_Supplied data:_
◇ ◇ ◇ ◇

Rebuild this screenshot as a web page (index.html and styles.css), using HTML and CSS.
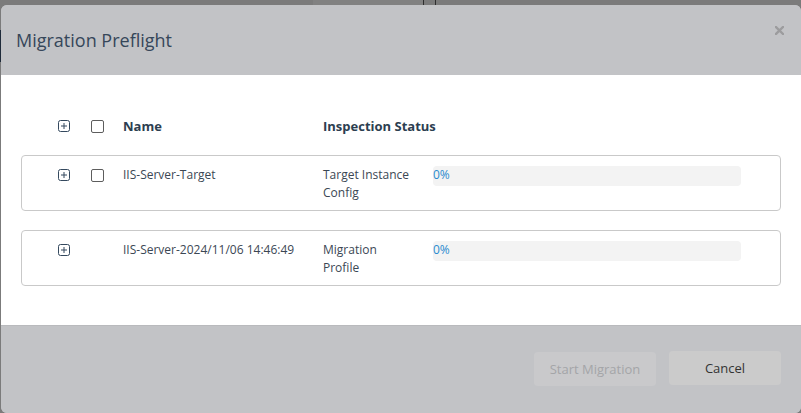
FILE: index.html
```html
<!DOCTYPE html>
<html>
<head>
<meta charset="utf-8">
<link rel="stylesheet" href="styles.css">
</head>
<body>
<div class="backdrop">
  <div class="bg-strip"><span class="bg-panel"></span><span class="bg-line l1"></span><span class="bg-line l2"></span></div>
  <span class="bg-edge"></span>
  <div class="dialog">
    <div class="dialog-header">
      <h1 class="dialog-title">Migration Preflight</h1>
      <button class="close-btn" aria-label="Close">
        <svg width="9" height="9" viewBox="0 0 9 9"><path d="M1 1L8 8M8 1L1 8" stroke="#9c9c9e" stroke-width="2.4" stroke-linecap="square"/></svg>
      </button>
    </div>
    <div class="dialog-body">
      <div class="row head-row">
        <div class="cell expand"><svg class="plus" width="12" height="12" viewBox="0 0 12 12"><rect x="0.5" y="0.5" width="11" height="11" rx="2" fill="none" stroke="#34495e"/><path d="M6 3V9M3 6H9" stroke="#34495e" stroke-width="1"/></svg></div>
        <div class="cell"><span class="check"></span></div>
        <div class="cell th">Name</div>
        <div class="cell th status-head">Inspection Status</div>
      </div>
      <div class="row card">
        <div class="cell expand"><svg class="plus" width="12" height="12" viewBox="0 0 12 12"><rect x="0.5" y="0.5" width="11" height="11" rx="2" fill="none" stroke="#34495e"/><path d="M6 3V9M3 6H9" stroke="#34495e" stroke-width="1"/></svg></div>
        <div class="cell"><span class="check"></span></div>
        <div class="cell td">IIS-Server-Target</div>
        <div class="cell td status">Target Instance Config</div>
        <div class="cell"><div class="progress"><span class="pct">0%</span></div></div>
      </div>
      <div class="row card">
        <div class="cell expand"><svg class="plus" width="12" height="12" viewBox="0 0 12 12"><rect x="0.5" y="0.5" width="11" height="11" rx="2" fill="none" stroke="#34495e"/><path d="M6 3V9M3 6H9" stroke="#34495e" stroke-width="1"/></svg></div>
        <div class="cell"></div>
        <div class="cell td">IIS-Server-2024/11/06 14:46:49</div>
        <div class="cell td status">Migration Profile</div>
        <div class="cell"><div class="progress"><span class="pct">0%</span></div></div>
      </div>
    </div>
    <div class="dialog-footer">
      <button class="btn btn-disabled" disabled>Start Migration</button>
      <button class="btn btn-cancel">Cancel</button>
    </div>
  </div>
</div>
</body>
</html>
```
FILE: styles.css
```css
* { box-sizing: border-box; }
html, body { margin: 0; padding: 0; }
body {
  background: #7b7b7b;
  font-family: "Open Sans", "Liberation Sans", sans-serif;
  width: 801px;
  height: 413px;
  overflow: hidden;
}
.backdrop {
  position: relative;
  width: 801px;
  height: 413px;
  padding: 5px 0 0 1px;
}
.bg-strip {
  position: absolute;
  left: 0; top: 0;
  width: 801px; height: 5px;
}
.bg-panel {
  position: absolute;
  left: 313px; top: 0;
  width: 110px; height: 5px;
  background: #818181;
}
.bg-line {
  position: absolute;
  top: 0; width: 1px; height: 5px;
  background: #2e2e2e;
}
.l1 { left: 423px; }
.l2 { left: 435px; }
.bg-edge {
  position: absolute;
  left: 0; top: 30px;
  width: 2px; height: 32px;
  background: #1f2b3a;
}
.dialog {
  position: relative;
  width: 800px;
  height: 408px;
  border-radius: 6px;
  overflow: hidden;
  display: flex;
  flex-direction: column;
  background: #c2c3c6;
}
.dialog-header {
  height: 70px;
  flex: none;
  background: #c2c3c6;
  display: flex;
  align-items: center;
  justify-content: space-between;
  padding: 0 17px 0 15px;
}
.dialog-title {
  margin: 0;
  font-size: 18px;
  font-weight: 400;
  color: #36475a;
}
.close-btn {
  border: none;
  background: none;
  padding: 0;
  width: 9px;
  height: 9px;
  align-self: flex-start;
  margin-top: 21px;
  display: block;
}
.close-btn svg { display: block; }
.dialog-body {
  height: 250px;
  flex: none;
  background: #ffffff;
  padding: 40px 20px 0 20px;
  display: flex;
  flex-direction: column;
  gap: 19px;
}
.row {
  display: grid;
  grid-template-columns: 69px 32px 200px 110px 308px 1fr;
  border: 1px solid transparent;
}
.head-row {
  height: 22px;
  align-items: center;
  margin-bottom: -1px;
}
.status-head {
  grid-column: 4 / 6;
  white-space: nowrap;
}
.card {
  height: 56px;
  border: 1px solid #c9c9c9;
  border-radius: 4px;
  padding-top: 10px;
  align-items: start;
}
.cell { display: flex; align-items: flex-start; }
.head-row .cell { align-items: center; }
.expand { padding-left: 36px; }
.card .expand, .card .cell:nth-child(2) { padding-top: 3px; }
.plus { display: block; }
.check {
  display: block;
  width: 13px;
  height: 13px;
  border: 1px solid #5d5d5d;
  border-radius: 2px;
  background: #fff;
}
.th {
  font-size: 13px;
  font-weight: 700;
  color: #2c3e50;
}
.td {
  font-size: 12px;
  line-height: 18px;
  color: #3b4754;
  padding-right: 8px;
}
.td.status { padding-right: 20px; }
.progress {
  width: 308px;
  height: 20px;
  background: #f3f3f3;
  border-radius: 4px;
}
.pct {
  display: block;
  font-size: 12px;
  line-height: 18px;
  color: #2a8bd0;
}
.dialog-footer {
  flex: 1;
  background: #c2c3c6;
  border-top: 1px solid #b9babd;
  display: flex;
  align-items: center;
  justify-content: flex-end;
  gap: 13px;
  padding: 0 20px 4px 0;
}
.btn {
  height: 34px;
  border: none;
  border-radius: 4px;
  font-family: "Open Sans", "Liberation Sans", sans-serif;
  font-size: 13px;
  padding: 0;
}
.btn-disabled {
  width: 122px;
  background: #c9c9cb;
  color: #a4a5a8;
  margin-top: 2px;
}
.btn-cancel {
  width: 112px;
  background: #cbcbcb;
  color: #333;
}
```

◇ ◇ ◇ ◇

_Challenge:_
Leaving the pictures aside, transcribe the entire listing exactly.

_Task result:_
Rebuild this screenshot as a web page (index.html and styles.css), using HTML and CSS.
FILE: index.html
```html
<!DOCTYPE html>
<html>
<head>
<meta charset="utf-8">
<link rel="stylesheet" href="styles.css">
</head>
<body>
<div class="backdrop">
  <div class="bg-strip"><span class="bg-panel"></span><span class="bg-line l1"></span><span class="bg-line l2"></span></div>
  <span class="bg-edge"></span>
  <div class="dialog">
    <div class="dialog-header">
      <h1 class="dialog-title">Migration Preflight</h1>
      <button class="close-btn" aria-label="Close">
        <svg width="9" height="9" viewBox="0 0 9 9"><path d="M1 1L8 8M8 1L1 8" stroke="#9c9c9e" stroke-width="2.4" stroke-linecap="square"/></svg>
      </button>
    </div>
    <div class="dialog-body">
      <div class="row head-row">
        <div class="cell expand"><svg class="plus" width="12" height="12" viewBox="0 0 12 12"><rect x="0.5" y="0.5" width="11" height="11" rx="2" fill="none" stroke="#34495e"/><path d="M6 3V9M3 6H9" stroke="#34495e" stroke-width="1"/></svg></div>
        <div class="cell"><span class="check"></span></div>
        <div class="cell th">Name</div>
        <div class="cell th status-head">Inspection Status</div>
      </div>
      <div class="row card">
        <div class="cell expand"><svg class="plus" width="12" height="12" viewBox="0 0 12 12"><rect x="0.5" y="0.5" width="11" height="11" rx="2" fill="none" stroke="#34495e"/><path d="M6 3V9M3 6H9" stroke="#34495e" stroke-width="1"/></svg></div>
        <div class="cell"><span class="check"></span></div>
        <div class="cell td">IIS-Server-Target</div>
        <div class="cell td status">Target Instance Config</div>
        <div class="cell"><div class="progress"><span class="pct">0%</span></div></div>
      </div>
      <div class="row card">
        <div class="cell expand"><svg class="plus" width="12" height="12" viewBox="0 0 12 12"><rect x="0.5" y="0.5" width="11" height="11" rx="2" fill="none" stroke="#34495e"/><path d="M6 3V9M3 6H9" stroke="#34495e" stroke-width="1"/></svg></div>
        <div class="cell"></div>
        <div class="cell td">IIS-Server-2024/11/06 14:46:49</div>
        <div class="cell td status">Migration Profile</div>
        <div class="cell"><div class="progress"><span class="pct">0%</span></div></div>
      </div>
    </div>
    <div class="dialog-footer">
      <button class="btn btn-disabled" disabled>Start Migration</button>
      <button class="btn btn-cancel">Cancel</button>
    </div>
  </div>
</div>
</body>
</html>
```
FILE: styles.css
```css
* { box-sizing: border-box; }
html, body { margin: 0; padding: 0; }
body {
  background: #7b7b7b;
  font-family: "Open Sans", "Liberation Sans", sans-serif;
  width: 801px;
  height: 413px;
  overflow: hidden;
}
.backdrop {
  position: relative;
  width: 801px;
  height: 413px;
  padding: 5px 0 0 1px;
}
.bg-strip {
  position: absolute;
  left: 0; top: 0;
  width: 801px; height: 5px;
}
.bg-panel {
  position: absolute;
  left: 313px; top: 0;
  width: 110px; height: 5px;
  background: #818181;
}
.bg-line {
  position: absolute;
  top: 0; width: 1px; height: 5px;
  background: #2e2e2e;
}
.l1 { left: 423px; }
.l2 { left: 435px; }
.bg-edge {
  position: absolute;
  left: 0; top: 30px;
  width: 2px; height: 32px;
  background: #1f2b3a;
}
.dialog {
  position: relative;
  width: 800px;
  height: 408px;
  border-radius: 6px;
  overflow: hidden;
  display: flex;
  flex-direction: column;
  background: #c2c3c6;
}
.dialog-header {
  height: 70px;
  flex: none;
  background: #c2c3c6;
  display: flex;
  align-items: center;
  justify-content: space-between;
  padding: 0 17px 0 15px;
}
.dialog-title {
  margin: 0;
  font-size: 18px;
  font-weight: 400;
  color: #36475a;
}
.close-btn {
  border: none;
  background: none;
  padding: 0;
  width: 9px;
  height: 9px;
  align-self: flex-start;
  margin-top: 21px;
  display: block;
}
.close-btn svg { display: block; }
.dialog-body {
  height: 250px;
  flex: none;
  background: #ffffff;
  padding: 40px 20px 0 20px;
  display: flex;
  flex-direction: column;
  gap: 19px;
}
.row {
  display: grid;
  grid-template-columns: 69px 32px 200px 110px 308px 1fr;
  border: 1px solid transparent;
}
.head-row {
  height: 22px;
  align-items: center;
  margin-bottom: -1px;
}
.status-head {
  grid-column: 4 / 6;
  white-space: nowrap;
}
.card {
  height: 56px;
  border: 1px solid #c9c9c9;
  border-radius: 4px;
  padding-top: 10px;
  align-items: start;
}
.cell { display: flex; align-items: flex-start; }
.head-row .cell { align-items: center; }
.expand { padding-left: 36px; }
.card .expand, .card .cell:nth-child(2) { padding-top: 3px; }
.plus { display: block; }
.check {
  display: block;
  width: 13px;
  height: 13px;
  border: 1px solid #5d5d5d;
  border-radius: 2px;
  background: #fff;
}
.th {
  font-size: 13px;
  font-weight: 700;
  color: #2c3e50;
}
.td {
  font-size: 12px;
  line-height: 18px;
  color: #3b4754;
  padding-right: 8px;
}
.td.status { padding-right: 20px; }
.progress {
  width: 308px;
  height: 20px;
  background: #f3f3f3;
  border-radius: 4px;
}
.pct {
  display: block;
  font-size: 12px;
  line-height: 18px;
  color: #2a8bd0;
}
.dialog-footer {
  flex: 1;
  background: #c2c3c6;
  border-top: 1px solid #b9babd;
  display: flex;
  align-items: center;
  justify-content: flex-end;
  gap: 13px;
  padding: 0 20px 4px 0;
}
.btn {
  height: 34px;
  border: none;
  border-radius: 4px;
  font-family: "Open Sans", "Liberation Sans", sans-serif;
  font-size: 13px;
  padding: 0;
}
.btn-disabled {
  width: 122px;
  background: #c9c9cb;
  color: #a4a5a8;
  margin-top: 2px;
}
.btn-cancel {
  width: 112px;
  background: #cbcbcb;
  color: #333;
}
```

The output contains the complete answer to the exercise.